Beide Beobachtungen zeigen nun unmissverständlich, dass es scheinbar keinen zwingenden Grund gibt, dass du überhaupt etwas erlebst.
Die Welt und sogar dein Körper könnten problemlos funktionieren, ohne deine bewussten Erfahrungen ("jemand anders" könnte die Perspektive deines Körpers einnehmen). Und es mag Milliarden von bewussten Erfahrungen geben, und du könntest trotzdem tot oder nie gewesen sein und nichts davon mitbekommen.
Nur jetzt gerade ist es offensichtlich (egal warum) so, dass du etwas erlebst. Die Tatsache, dass dein Körper morgen auch etwas erleben wird (wenn er nicht vorher sterben oder ins Koma fallen sollte), scheint aber nicht im Geringsten zu garantieren, dass dein subjektiver Zustand morgen nicht dem eines Toten entspricht, d.h. sie garantiert nicht, dass es morgen nicht der Fall ist, dass es zwar Erfahrungen gibt, welche aber alle für dich subjektiv NICHTS sind. Die Erfahrungen, die dein Körper machen wird, werden (im Normalfall) übers Gedächtnis des Körpers mit deinen jetzigen Erfahrungen verbunden sein. Wirklich niemand würde also einen Unterschied bemerken, und trotzdem könntest du das alles nicht mehr miterleben. Du könntest also im wahrsten Sinn des Wortes tot sein, und das zukünftige Bewusstsein deines Körpers würde glauben, deine jetzigen Erfahrungen selbst erlebt zu haben.

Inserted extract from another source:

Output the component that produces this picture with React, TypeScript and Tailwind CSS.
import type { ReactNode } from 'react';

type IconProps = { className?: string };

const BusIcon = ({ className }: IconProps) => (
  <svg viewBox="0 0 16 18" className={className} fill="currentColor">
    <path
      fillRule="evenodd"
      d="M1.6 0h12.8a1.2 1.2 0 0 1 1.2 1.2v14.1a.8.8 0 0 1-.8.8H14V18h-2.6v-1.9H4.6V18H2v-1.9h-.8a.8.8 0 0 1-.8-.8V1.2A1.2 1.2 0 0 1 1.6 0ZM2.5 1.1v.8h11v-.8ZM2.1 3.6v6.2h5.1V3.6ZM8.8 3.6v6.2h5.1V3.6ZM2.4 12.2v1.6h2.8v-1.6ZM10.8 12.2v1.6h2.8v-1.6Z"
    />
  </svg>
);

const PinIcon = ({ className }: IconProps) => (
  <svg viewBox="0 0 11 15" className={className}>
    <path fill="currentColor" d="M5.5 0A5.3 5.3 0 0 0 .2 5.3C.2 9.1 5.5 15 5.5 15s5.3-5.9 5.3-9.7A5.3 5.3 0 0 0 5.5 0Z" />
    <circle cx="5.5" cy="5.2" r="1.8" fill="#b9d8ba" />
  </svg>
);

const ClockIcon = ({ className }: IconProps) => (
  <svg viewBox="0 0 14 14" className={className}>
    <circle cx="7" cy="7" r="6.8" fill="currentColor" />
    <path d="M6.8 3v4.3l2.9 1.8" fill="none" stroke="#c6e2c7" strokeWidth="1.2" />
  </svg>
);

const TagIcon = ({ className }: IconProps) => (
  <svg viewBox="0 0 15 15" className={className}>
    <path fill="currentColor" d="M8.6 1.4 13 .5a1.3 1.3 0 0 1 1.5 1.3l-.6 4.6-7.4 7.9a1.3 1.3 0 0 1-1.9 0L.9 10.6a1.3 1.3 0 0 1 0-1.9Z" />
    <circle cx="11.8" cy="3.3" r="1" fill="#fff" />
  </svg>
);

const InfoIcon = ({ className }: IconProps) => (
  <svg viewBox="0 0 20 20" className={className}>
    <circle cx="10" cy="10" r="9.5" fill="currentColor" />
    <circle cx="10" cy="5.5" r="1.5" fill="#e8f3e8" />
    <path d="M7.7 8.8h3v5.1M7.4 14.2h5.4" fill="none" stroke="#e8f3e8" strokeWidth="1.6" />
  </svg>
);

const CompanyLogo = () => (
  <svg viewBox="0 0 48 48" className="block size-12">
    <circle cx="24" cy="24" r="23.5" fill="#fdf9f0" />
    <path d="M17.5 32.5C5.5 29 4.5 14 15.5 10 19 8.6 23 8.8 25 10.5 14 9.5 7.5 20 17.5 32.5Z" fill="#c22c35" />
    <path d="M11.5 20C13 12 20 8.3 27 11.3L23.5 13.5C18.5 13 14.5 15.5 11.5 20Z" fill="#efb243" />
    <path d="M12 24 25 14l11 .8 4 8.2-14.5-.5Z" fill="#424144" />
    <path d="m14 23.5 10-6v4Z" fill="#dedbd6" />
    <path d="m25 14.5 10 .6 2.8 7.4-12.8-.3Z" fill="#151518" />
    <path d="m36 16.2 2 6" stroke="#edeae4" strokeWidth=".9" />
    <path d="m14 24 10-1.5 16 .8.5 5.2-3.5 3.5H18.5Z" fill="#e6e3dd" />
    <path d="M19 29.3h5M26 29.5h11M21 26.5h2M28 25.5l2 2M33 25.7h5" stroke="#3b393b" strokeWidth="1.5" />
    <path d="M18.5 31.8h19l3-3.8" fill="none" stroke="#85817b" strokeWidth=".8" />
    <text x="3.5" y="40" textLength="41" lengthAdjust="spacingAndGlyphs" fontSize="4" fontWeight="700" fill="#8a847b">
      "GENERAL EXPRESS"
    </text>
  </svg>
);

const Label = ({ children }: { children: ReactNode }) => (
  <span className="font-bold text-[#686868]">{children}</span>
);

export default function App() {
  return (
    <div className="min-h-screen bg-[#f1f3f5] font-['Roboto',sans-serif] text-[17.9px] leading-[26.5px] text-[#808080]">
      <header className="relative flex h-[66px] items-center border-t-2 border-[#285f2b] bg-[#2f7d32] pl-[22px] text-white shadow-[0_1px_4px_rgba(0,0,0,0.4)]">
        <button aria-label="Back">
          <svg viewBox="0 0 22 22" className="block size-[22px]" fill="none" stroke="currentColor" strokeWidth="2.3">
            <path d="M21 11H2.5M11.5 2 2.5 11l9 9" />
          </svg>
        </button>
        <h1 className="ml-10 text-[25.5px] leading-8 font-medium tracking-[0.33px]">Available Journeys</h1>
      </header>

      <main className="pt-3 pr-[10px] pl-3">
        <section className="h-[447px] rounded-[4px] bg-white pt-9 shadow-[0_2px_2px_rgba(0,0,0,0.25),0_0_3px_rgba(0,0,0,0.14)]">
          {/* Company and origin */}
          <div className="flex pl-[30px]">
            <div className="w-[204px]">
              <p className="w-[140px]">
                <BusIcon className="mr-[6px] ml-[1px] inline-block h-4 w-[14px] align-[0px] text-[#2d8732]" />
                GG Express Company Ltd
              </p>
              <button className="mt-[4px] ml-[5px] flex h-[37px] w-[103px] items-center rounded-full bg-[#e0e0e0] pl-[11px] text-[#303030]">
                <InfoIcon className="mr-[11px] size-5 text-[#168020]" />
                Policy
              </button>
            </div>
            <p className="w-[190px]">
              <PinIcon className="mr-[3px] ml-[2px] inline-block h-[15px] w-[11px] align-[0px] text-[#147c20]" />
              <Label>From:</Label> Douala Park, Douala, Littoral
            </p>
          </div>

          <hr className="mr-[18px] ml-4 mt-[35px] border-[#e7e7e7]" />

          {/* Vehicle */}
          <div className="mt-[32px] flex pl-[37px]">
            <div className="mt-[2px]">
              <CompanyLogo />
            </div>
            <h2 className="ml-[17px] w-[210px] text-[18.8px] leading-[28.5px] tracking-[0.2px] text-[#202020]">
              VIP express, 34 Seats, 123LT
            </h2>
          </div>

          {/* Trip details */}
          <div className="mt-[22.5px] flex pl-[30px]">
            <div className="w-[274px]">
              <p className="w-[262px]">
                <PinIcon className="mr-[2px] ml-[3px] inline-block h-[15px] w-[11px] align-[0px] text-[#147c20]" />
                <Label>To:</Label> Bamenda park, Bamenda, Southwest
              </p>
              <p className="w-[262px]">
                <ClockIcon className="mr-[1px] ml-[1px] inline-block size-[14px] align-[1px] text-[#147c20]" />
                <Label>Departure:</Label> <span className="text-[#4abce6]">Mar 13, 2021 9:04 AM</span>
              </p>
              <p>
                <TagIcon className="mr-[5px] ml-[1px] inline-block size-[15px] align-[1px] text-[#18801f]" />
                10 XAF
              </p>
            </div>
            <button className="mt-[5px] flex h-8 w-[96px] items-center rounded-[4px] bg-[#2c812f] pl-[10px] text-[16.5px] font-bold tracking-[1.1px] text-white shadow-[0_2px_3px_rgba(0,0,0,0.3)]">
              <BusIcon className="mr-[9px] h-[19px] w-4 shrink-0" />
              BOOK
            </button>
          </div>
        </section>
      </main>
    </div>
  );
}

Die Existenz eines Gedächtnisses und eines Identitätskonstruktes kann also nicht im geringsten bewirken, dass die zukünftigen Erlebnisse deines Körpers für dich nicht nichts sind.
Mal Hand aufs Herz. Glaubst du wirklich, dass du den morgigen Tag nicht erleben wirst?
Und wenn ja, warum kümmerst du dich dann um deine Zukunft (bzw. die deines Körpers)? Aus reinem Altruismus? Müsstest du konsequenterweise sagen.